Authentic faith, at its best, should never be anti-intellectual or afraid of complexity. We worship a God whose judgments are unsearchable and whose ways are inscrutable (Rom. 11:33). That does not mean irrational—it means inexhaustible.

There is a difference between asking questions in humility and sitting in judgment over God. But many Christians confuse the two and end up silencing themselves out of fear. If your questions arise from a desire to understand, to trust, and to obey, they are not acts of rebellion. They are acts of engagement.

The Bible Meets Us Before It Explains Everything

One of the hardest lessons of the Christian life is that God rarely answers all of our why questions. He does, however, answer our who question.

When Job finally hears from God, he does not receive a tidy explanation for his suffering. He receives a revelation of God Himself. And that is enough to move him from protest to trust: “I had heard of you by the hearing of the ear, but now my eye sees you” (Job 42:5).

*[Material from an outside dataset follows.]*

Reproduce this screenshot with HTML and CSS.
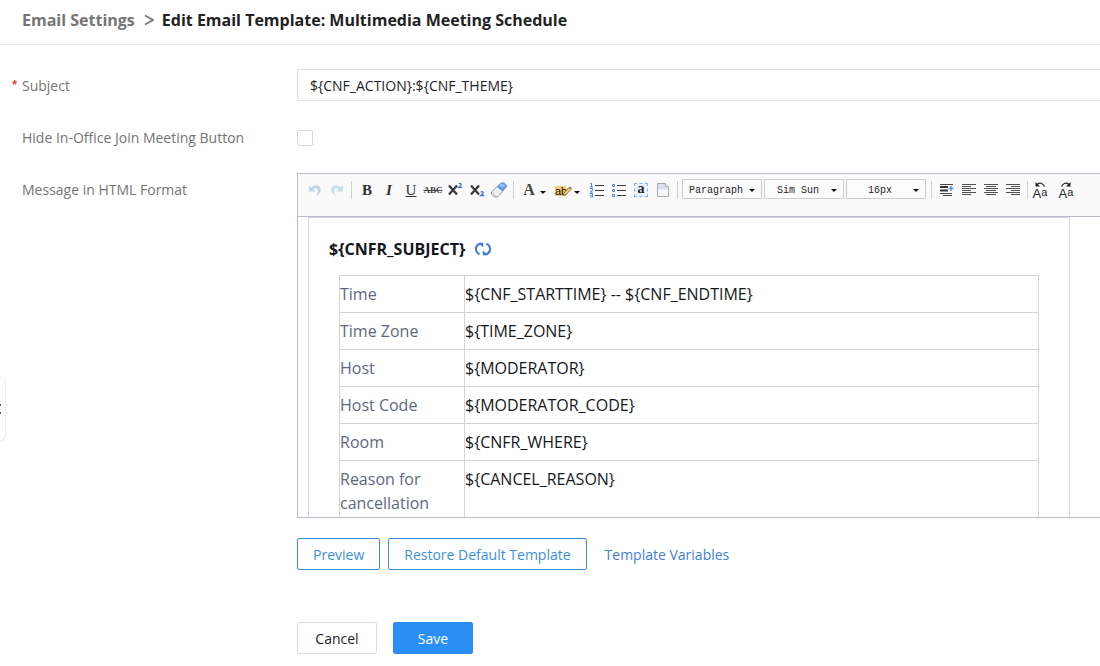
FILE: index.html
```html
<!DOCTYPE html>
<html lang="en">
<head>
  <meta charset="UTF-8">
  <title>Edit Email Template</title>
  <meta name="viewport" content="width=device-width, initial-scale=1.0">
  <link rel="stylesheet" href="styles.css">
</head>
<body>
  <header class="page-header">
    <a href="#" class="crumb">Email Settings</a>
    <svg class="crumb-arrow" width="10" height="12" viewBox="0 0 10 12"><path d="M1 1.500L9 6L1 10.500" fill="none" stroke="#777" stroke-width="1.900"/></svg>
    <h1>Edit Email Template: Multimedia Meeting Schedule</h1>
  </header>

  <button class="side-toggle" type="button" aria-label="Toggle sidebar">
    <svg width="3" height="10" viewBox="0 0 3 10"><path d="M0 1h1M0 9h1" stroke="#222" stroke-width="1.500"/></svg>
  </button>

  <form class="template-form">
    <div class="form-row">
      <label class="form-label required" for="subject">Subject</label>
      <input class="text-input" type="text" id="subject" value="${CNF_ACTION}:${CNF_THEME}">
    </div>

    <div class="form-row">
      <label class="form-label" for="hideJoin">Hide In-Office Join Meeting Button</label>
      <div class="check-cell"><input class="checkbox" type="checkbox" id="hideJoin"></div>
    </div>

    <div class="form-row">
      <span class="form-label">Message in HTML Format</span>
      <div class="form-field">
        <div class="editor">
          <div class="toolbar">
            <button type="button" class="tool" aria-label="Undo">
              <svg width="16" height="16" viewBox="0 0 16 16"><path d="M2 3v6.500h6.500L6.200 7.200C8 5.200 11 5.700 11 8.800c0 2-1 3.700-2.500 5.200 3.500-1.500 5.200-3.700 5.200-6.400C13.700 3 8 1.500 4.500 5.400z" fill="#bcd6ee"/></svg>
            </button>
            <button type="button" class="tool" aria-label="Redo">
              <svg width="16" height="16" viewBox="0 0 16 16"><path d="M14 3v6.500H7.500l2.300-2.300C8 5.200 5 5.700 5 8.800c0 2 1 3.700 2.500 5.200-3.500-1.500-5.200-3.700-5.200-6.400C2.300 3 8 1.500 11.500 5.400z" fill="#c4e0f0"/></svg>
            </button>
            <span class="sep"></span>
            <button type="button" class="tool tool-text"><b>B</b></button>
            <button type="button" class="tool tool-text"><i>I</i></button>
            <button type="button" class="tool tool-text"><u>U</u></button>
            <button type="button" class="tool tool-strike"><s>ABC</s></button>
            <button type="button" class="tool" aria-label="Superscript">
              <svg width="16" height="16" viewBox="0 0 16 16"><path d="M2 3.500l8 9M10 3.500l-8 9" stroke="#3a3a3a" stroke-width="2.300"/><path d="M11.700 2q1.500-1.200 2.500 0 .5 1-2.500 3.300h3.500" fill="none" stroke="#3c78d0" stroke-width="1.300"/></svg>
            </button>
            <button type="button" class="tool" aria-label="Subscript">
              <svg width="16" height="16" viewBox="0 0 16 16"><path d="M2 3.500l8 9M10 3.500l-8 9" stroke="#3a3a3a" stroke-width="2.300"/><path d="M11.700 10.200q1.500-1.200 2.500 0 .5 1-2.500 3.300h3.500" fill="none" stroke="#3c78d0" stroke-width="1.300"/></svg>
            </button>
            <button type="button" class="tool" aria-label="Clear formatting">
              <svg width="16" height="16" viewBox="0 0 16 16"><path d="M10 .8h3L15.500 3v2L6.500 15H3.500L.5 12.500V10z" fill="#eeeff2" stroke="#8c909a" stroke-width=".9"/><path d="M10 1h3l2.200 2.300v1.600L11.200 9.300 6 5z" fill="#5c9cea"/><path d="M10 1.800h2.500L14 3.200 11.500 6 8 4z" fill="#8fbffa"/><path d="M1 10.500l4 3.500" fill="none" stroke="#a9adb5" stroke-width=".8"/></svg>
            </button>
            <span class="sep"></span>
            <button type="button" class="tool tool-text tool-split"><span class="font-color">A</span><span class="caret"></span></button>
            <button type="button" class="tool tool-split" aria-label="Highlight color">
              <span class="highlight">ab<svg width="9" height="10" viewBox="0 0 9 10"><path d="M.5 9.500L1 7 6 1.500 8 3.500 3 8.500z" fill="#f3d46b" stroke="#76521c" stroke-width=".8"/><path d="M6 1.500L7 .6 8.700 2.300 8 3.500z" fill="#d94d42"/></svg></span>
              <span class="caret"></span>
            </button>
            <button type="button" class="tool" aria-label="Ordered list">
              <svg width="16" height="16" viewBox="0 0 16 16"><path d="M6 3.500h9M6 8.500h9M6 13.500h9" stroke="#3d3d3d"/><path d="M1 1.500h1.500V5M1 5h3M1 6.500h2.500v1.700L1 10h3M1 11.500h2.500v3.500H1M1.500 13.200h2" fill="none" stroke="#4d85d6"/></svg>
            </button>
            <button type="button" class="tool" aria-label="Bullet list">
              <svg width="16" height="16" viewBox="0 0 16 16"><path d="M6 3.500h9M6 8.500h9M6 13.500h9" stroke="#3d3d3d"/><path d="M1.500 2.500h2v2h-2zM1.500 7.500h2v2h-2zM1.500 12.500h2v2h-2z" fill="#cfe0fa" stroke="#5688dc"/></svg>
            </button>
            <button type="button" class="tool"><span class="select-all">a</span></button>
            <button type="button" class="tool" aria-label="Clear document">
              <svg width="16" height="16" viewBox="0 0 16 16"><path d="M2.500 1.500h8l3 3v10h-11z" fill="#f6f7f9" stroke="#a7a9ad"/><path d="M3 2h7.500v3H13v2.500H3z" fill="#d9e0ea"/><path d="M10.500 1.500v3h3" fill="#fff" stroke="#a7a9ad"/></svg>
            </button>
            <span class="sep"></span>
            <div class="picker">
              <select aria-label="Paragraph format"><option>Paragraph</option></select>
            </div>
            <div class="picker">
              <select aria-label="Font family"><option>Sim Sun</option></select>
            </div>
            <div class="picker">
              <select aria-label="Font size"><option>16px</option></select>
            </div>
            <span class="sep"></span>
            <button type="button" class="tool" aria-label="Indent">
              <svg width="16" height="16" viewBox="0 0 16 16"><path d="M1 2.500h13M1 11.500h12M4 13.500h9" stroke="#444"/><path d="M1 5h8M1 8.500h8" stroke="#333" stroke-width="2"/><path d="M9.500 6.500h5M12 4v5" stroke="#5d94e0" stroke-width="1.600"/></svg>
            </button>
            <button type="button" class="tool" aria-label="Align left">
              <svg width="16" height="16" viewBox="0 0 16 16"><path d="M1 2.500h14M1 4.500h9M1 6.500h14M1 8.500h9M1 10.500h14M1 12.500h9" stroke="#505050"/></svg>
            </button>
            <button type="button" class="tool" aria-label="Align center">
              <svg width="16" height="16" viewBox="0 0 16 16"><path d="M1 2.500h14M3 4.500h10M1 6.500h14M3 8.500h10M1 10.500h14M3 12.500h10" stroke="#505050"/></svg>
            </button>
            <button type="button" class="tool" aria-label="Align right">
              <svg width="16" height="16" viewBox="0 0 16 16"><path d="M1 2.500h14M6 4.500h9M1 6.500h14M6 8.500h9M1 10.500h14M6 12.500h9" stroke="#505050"/></svg>
            </button>
            <span class="sep sep-tight"></span>
            <button type="button" class="tool tool-case">
              <svg width="12" height="5" viewBox="0 0 12 5"><path d="M3 2.500q4.500-3.500 7.500 2" fill="none" stroke="#222" stroke-width="1.200"/><path d="M1.500 0v4.500h4.500z" fill="#222"/></svg>
              <span>A<b>a</b></span>
            </button>
            <button type="button" class="tool tool-case">
              <svg width="12" height="5" viewBox="0 0 12 5"><path d="M9 2.500q-4.500-3.500-7.500 2" fill="none" stroke="#222" stroke-width="1.200"/><path d="M10.500 0v4.500H6z" fill="#222"/></svg>
              <span>A<b>a</b></span>
            </button>
          </div>

          <div class="editor-body">
            <div class="mail">
              <h2>${CNFR_SUBJECT}
                <svg width="18" height="14" viewBox="0 0 18 14"><g fill="none" stroke="#3f77ea" stroke-width="2"><path d="M5.500 12.300C1 10 .8 4.500 4.500 2.300L7.500 1.700"/><path d="M12.500 1.700c4.500 2.300 4.700 7.800 1 10l-3 .6"/></g><path d="M4.500 .8h4.700v4.700L7.500 4z M13.500 13.200H8.800V8.500l1.700 1.500z" fill="#3f77ea"/></svg>
              </h2>
              <table class="mail-table">
                <tr><th>Time</th><td>${CNF_STARTTIME} -- ${CNF_ENDTIME}</td></tr>
                <tr><th>Time Zone</th><td>${TIME_ZONE}</td></tr>
                <tr><th>Host</th><td>${MODERATOR}</td></tr>
                <tr><th>Host Code</th><td>${MODERATOR_CODE}</td></tr>
                <tr><th>Room</th><td>${CNFR_WHERE}</td></tr>
                <tr><th>Reason for cancellation</th><td>${CANCEL_REASON}</td></tr>
              </table>
            </div>
          </div>
        </div>

        <div class="template-actions">
          <button type="button" class="btn btn-outline">Preview</button>
          <button type="button" class="btn btn-outline">Restore Default Template</button>
          <a href="#" class="variables-link">Template Variables</a>
        </div>

        <div class="form-actions">
          <button type="button" class="btn btn-wide">Cancel</button>
          <button type="submit" class="btn btn-wide btn-primary">Save</button>
        </div>
      </div>
    </div>
  </form>
</body>
</html>
```
FILE: styles.css
```css
* {
  margin: 0;
  padding: 0;
  box-sizing: border-box;
}

:root {
  --text: #1f2329;
  --label: #757575;
  --blue: #3d8fdc;
  --primary: #2a8ef7;
  --border: #dcdee2;
  --editor-border: #b9bdc9;
  --mail-border: #d3d4d7;
}

body {
  font-family: "Open Sans", "Noto Sans", sans-serif;
  font-size: 14px;
  color: var(--text);
  background: #fff;
}

button,
input,
select {
  font: inherit;
  color: inherit;
}

button {
  cursor: pointer;
}

/* Header */
.page-header {
  display: flex;
  align-items: center;
  height: 45px;
  padding: 0 22px 4px;
  border-bottom: 1px solid #e8e8e8;
  font-size: 16px;
  font-weight: 700;
}

.crumb {
  color: var(--label);
  text-decoration: none;
}

.crumb-arrow {
  margin: 0 8px 0 9px;
}

h1 {
  font-size: 16px;
  font-weight: 700;
  color: #222;
}

/* Sidebar handle on the window edge */
.side-toggle {
  position: absolute;
  top: 377px;
  left: 0;
  display: flex;
  align-items: center;
  width: 6px;
  height: 64px;
  background: #fff;
  border: 1px solid #ececec;
  border-left: 0;
  border-radius: 0 6px 6px 0;
}

/* Form */
.template-form {
  display: flex;
  flex-direction: column;
  gap: 20px;
  padding: 24px 0 12px 22px;
}

.form-row {
  display: grid;
  grid-template-columns: 275px minmax(0, 1fr);
}

.form-label {
  position: relative;
  line-height: 34px;
  height: 32px;
  color: var(--label);
}

.required::before {
  content: '*';
  position: absolute;
  left: -11px;
  font-family: "Liberation Mono", monospace;
  font-weight: 700;
  font-size: 12px;
  color: #d8452b;
}

.text-input {
  width: 100%;
  height: 32px;
  padding: 0 12px;
  border: 1px solid var(--border);
  border-right: 0;
  border-radius: 2px 0 0 2px;
  outline: none;
}

.check-cell {
  display: flex;
  align-items: center;
  padding-top: 2px;
}

.checkbox {
  appearance: none;
  width: 16px;
  height: 16px;
  border: 1px solid #d9d9d9;
  border-radius: 2px;
}

.checkbox:checked {
  background: var(--primary);
}

/* Editor */
.editor {
  height: 345px;
  overflow: hidden;
  display: flex;
  flex-direction: column;
  border: 1px solid var(--editor-border);
  border-right: 0;
}

.toolbar {
  display: flex;
  align-items: flex-start;
  flex-shrink: 0;
  height: 43px;
  padding: 5px 6px;
  background: #fafafa;
  border-bottom: 1px solid var(--editor-border);
}

.tool {
  display: flex;
  flex-shrink: 0;
  align-items: center;
  justify-content: center;
  width: 22px;
  height: 22px;
  background: none;
  border: 0;
}

.tool:hover {
  background: #e9edf5;
}

.tool-text {
  font-family: "Liberation Serif", serif;
  font-size: 15px;
  color: #333;
}

.tool-text i {
  font-weight: bold;
}

.tool-strike {
  font-family: "Liberation Serif", serif;
  font-size: 9px;
  font-weight: bold;
  color: #444;
}

.tool-split {
  width: 34px;
  justify-content: flex-start;
  padding-left: 3px;
  gap: 3px;
}

.font-color {
  width: 16px;
  font-size: 16px;
  font-weight: bold;
  color: #444;
}

.caret,
.picker::after {
  border: 3px solid transparent;
  border-top-color: #111;
  border-bottom: 0;
}

.caret {
  margin-top: 4px;
}

.highlight {
  display: flex;
  align-items: center;
  width: 16px;
  height: 10px;
  margin-top: 2px;
  font-family: "Liberation Sans", sans-serif;
  font-size: 11px;
  color: #111;
  background: linear-gradient(90deg, #f8c777 11px, transparent 11px);
}

.highlight svg {
  flex-shrink: 0;
  margin-left: -4px;
}

.select-all {
  width: 14px;
  height: 14px;
  font-family: "Liberation Serif", serif;
  font-size: 14px;
  font-weight: bold;
  line-height: 10px;
  background: #e9f1fd;
  border: 1px dashed #8fb4ea;
}

.sep {
  flex-shrink: 0;
  width: 1px;
  height: 18px;
  margin: 2px 4px 0 3px;
  background: #cfcfcf;
}

.sep-tight {
  margin-right: 1px;
}

.picker {
  position: relative;
  flex-shrink: 0;
  width: 80px;
  margin-right: 2px;
}

.picker::after {
  content: '';
  position: absolute;
  top: 10px;
  right: 7px;
  pointer-events: none;
}

.picker select {
  appearance: none;
  display: block;
  width: 100%;
  height: 20px;
  padding: 2px 12px 0 0;
  font-family: "Liberation Mono", monospace;
  font-size: 10px;
  text-align: center;
  text-align-last: center;
  background: #fcfcfc;
  border: 1px solid #ccc;
  border-radius: 0;
}

.tool-case {
  flex-direction: column;
  margin-right: 4px;
  font-family: "Liberation Sans", sans-serif;
  font-size: 13px;
  line-height: 10px;
}

.tool-case b {
  font-size: 11px;
  font-weight: 400;
  vertical-align: 2px;
}

.editor-body {
  flex: 1;
  min-height: 0;
  overflow: hidden;
  padding: 0 10px;
}

.mail {
  max-width: 762px;
  padding: 15px 20px 20px;
  font-size: 16px;
  line-height: 24px;
  color: #15171c;
  border: 1px solid var(--mail-border);
}

.mail h2 {
  display: flex;
  align-items: center;
  gap: 9px;
  height: 32px;
  font-size: 16px;
  font-weight: 700;
}

.mail-table {
  width: calc(100% - 20px);
  margin: 10px 10px 0;
  border-collapse: collapse;
  table-layout: fixed;
}

.mail-table th,
.mail-table td {
  padding: 6px 0;
  text-align: left;
  vertical-align: top;
  border: 1px solid var(--mail-border);
}

.mail-table th {
  width: 125px;
  font-weight: 400;
  color: #5f6880;
}

/* Buttons */
.template-actions {
  display: flex;
  align-items: center;
  gap: 8px;
  margin-top: 20px;
}

.btn {
  height: 32px;
  padding: 0 15px;
  background: #fff;
  border: 1px solid var(--border);
  border-radius: 2px;
}

.btn-outline {
  color: var(--blue);
  border-color: var(--blue);
}

.btn-wide {
  width: 80px;
}

.btn-primary {
  color: #fff;
  background: var(--primary);
  border-color: var(--primary);
}

.variables-link {
  margin-left: 10px;
  color: #4280d8;
  text-decoration: none;
}

.form-actions {
  display: flex;
  gap: 16px;
  margin-top: 52px;
}
```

Christian faith ultimately rests not on our ability to resolve every tension, but on the character of God revealed in Jesus Christ. The cross does not explain all suffering—but it tells us what kind of God is sovereign over it. A God who enters our pain. A God who bears our sin. A God who keeps his promises, even when the path runs through darkness.

Don’t Walk Alone

One of the great dangers of doubt is isolation. When questions are hidden, they tend to grow sharper and heavier. God never intended his people to wrestle alone.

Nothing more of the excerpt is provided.